• Bricks and Sponges •
Monday, June 25th 2001 12:22AM
6 am day after Christmas
I throw some clothes on in the dark
The smell of cold
Car seat is freezing
The world is sleeping
I am numb
Now that I have found someone
I'm feeling more alone
Than I ever have before
She's a brick and I'm drowning slowly
They call her name at 7:30
I pace around the parking lot
then I walk down to buy her flowers
And sell some gifts that I got
Can't you see
It's not me you're dying for
Now she's feeling more alone
Then she ever has before
She's a brick and I'm drowning slowly
off the coast and I'm headed nowhere
She's a brick and I'm drowning slowly
As weeks went by
It showed that she was not fine
They told me son it's time to tell the truth
She broke down and I broke down
Cause I was tired of lying
Driving home to her apartment
For the moment we're alone
She's alone
I'm alone
Now I know it
Boo! Poo! Hehe, I am sure Rob liked that.
Somehow now, yesterday's drama has gotten to me.

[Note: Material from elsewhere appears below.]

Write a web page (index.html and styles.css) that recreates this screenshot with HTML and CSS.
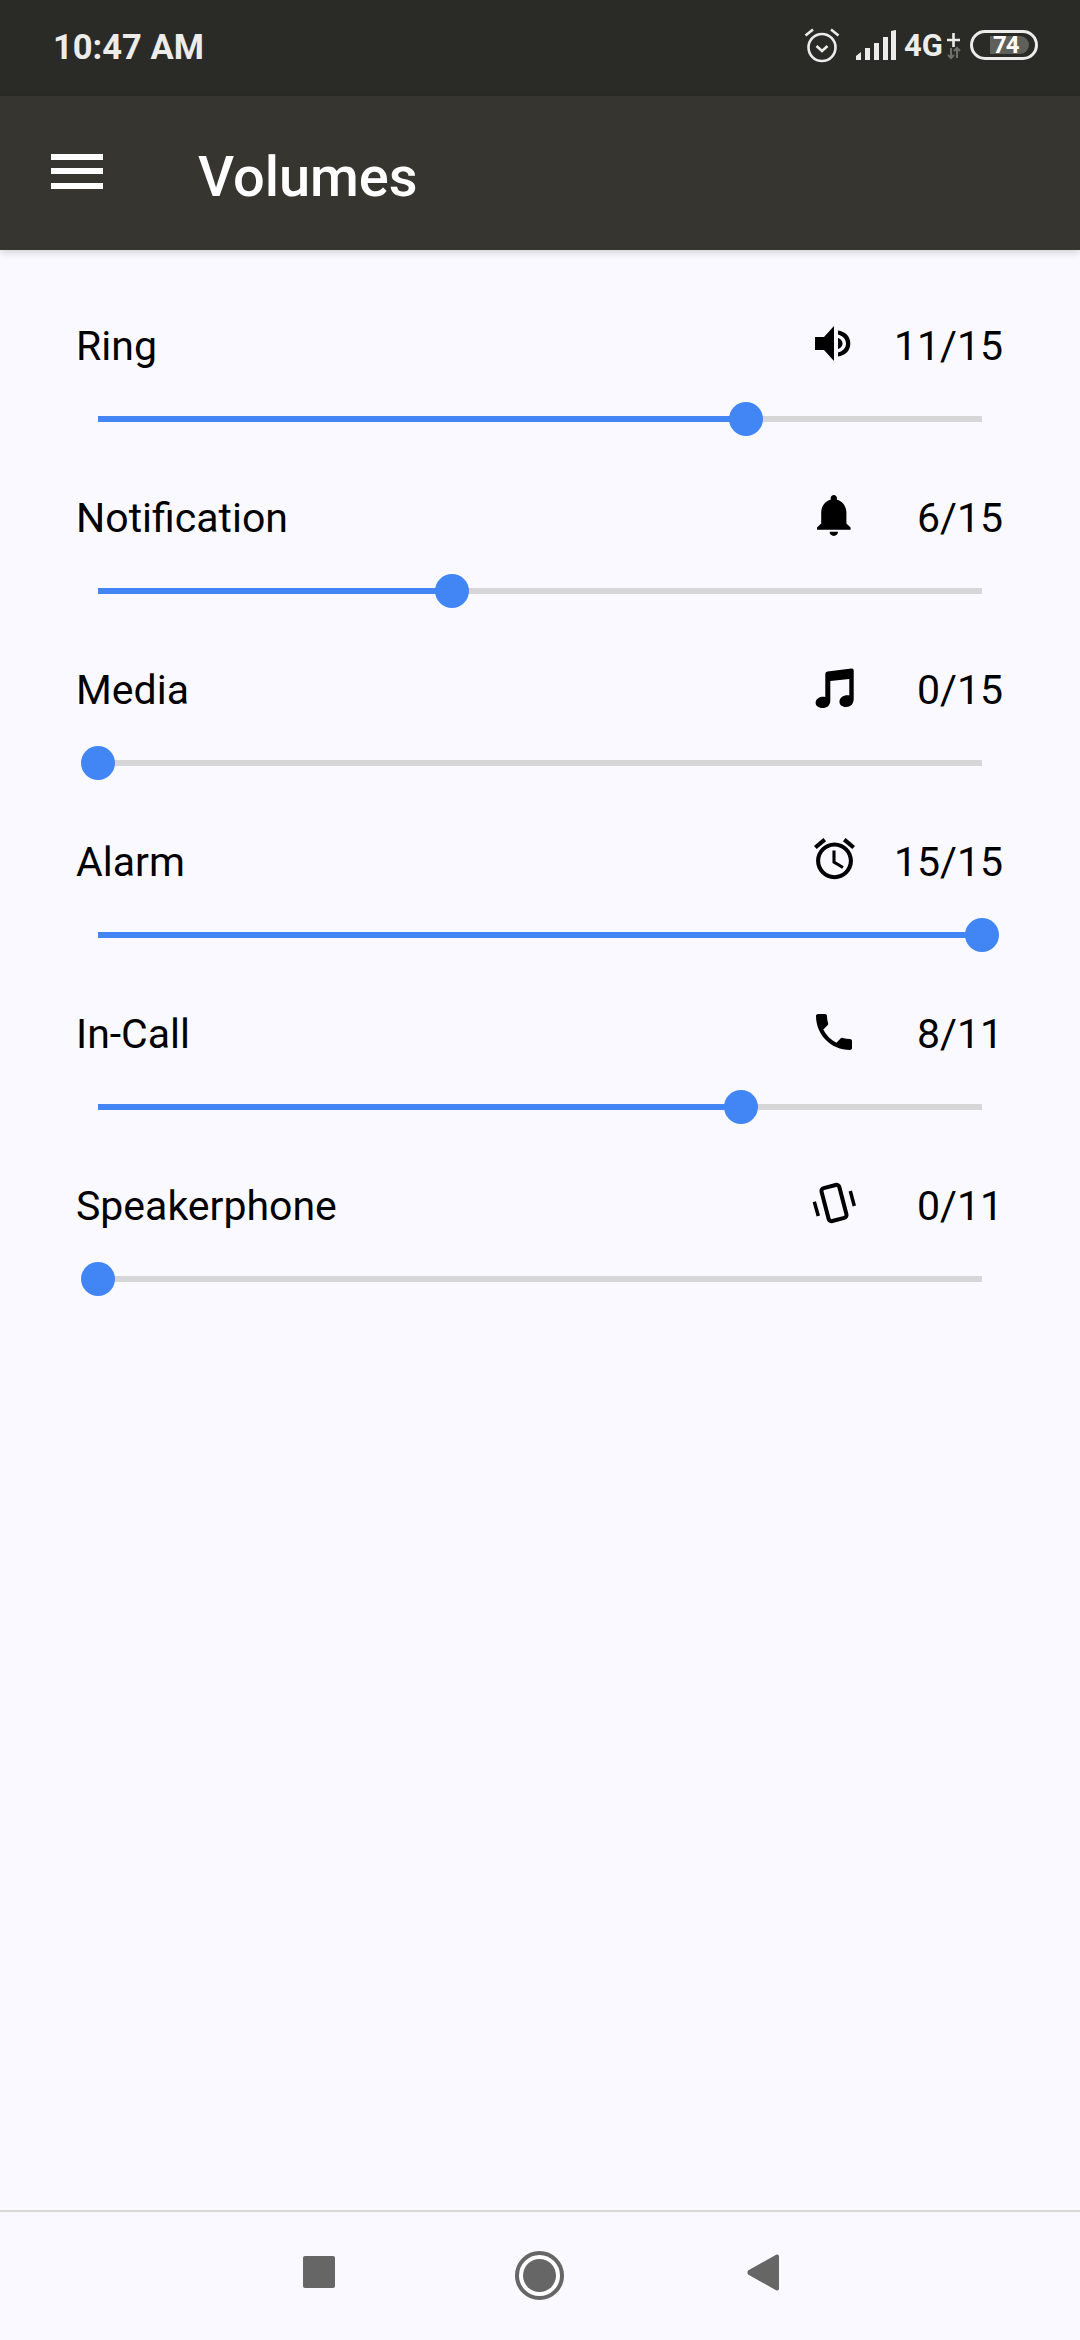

It was not an act as it was to me at the time. It was like a cut in myself and the acting that I described in detail was there like a mask...to hide the true pain. I guess that's how I have been dealing with life. Oddly enough, I am feeling stubborn. Several months ago, I made the observation that I never had a strong friendship lasting for longer than a year. Was time already expiring or was I forcing it to? Xing stated a line yesterday that I cannot seem to forget, "It's not the same anymore." But that's before I had the melodramatic climax.
Well, things have changed.
I am glad that Viv told me to get in touch with people that I lost touch with. I e-mailed Dave who I had insulted before...but we got to be pretty friendly afterwards. (How ironic that it follows his path.) Oh fate. Let it bite.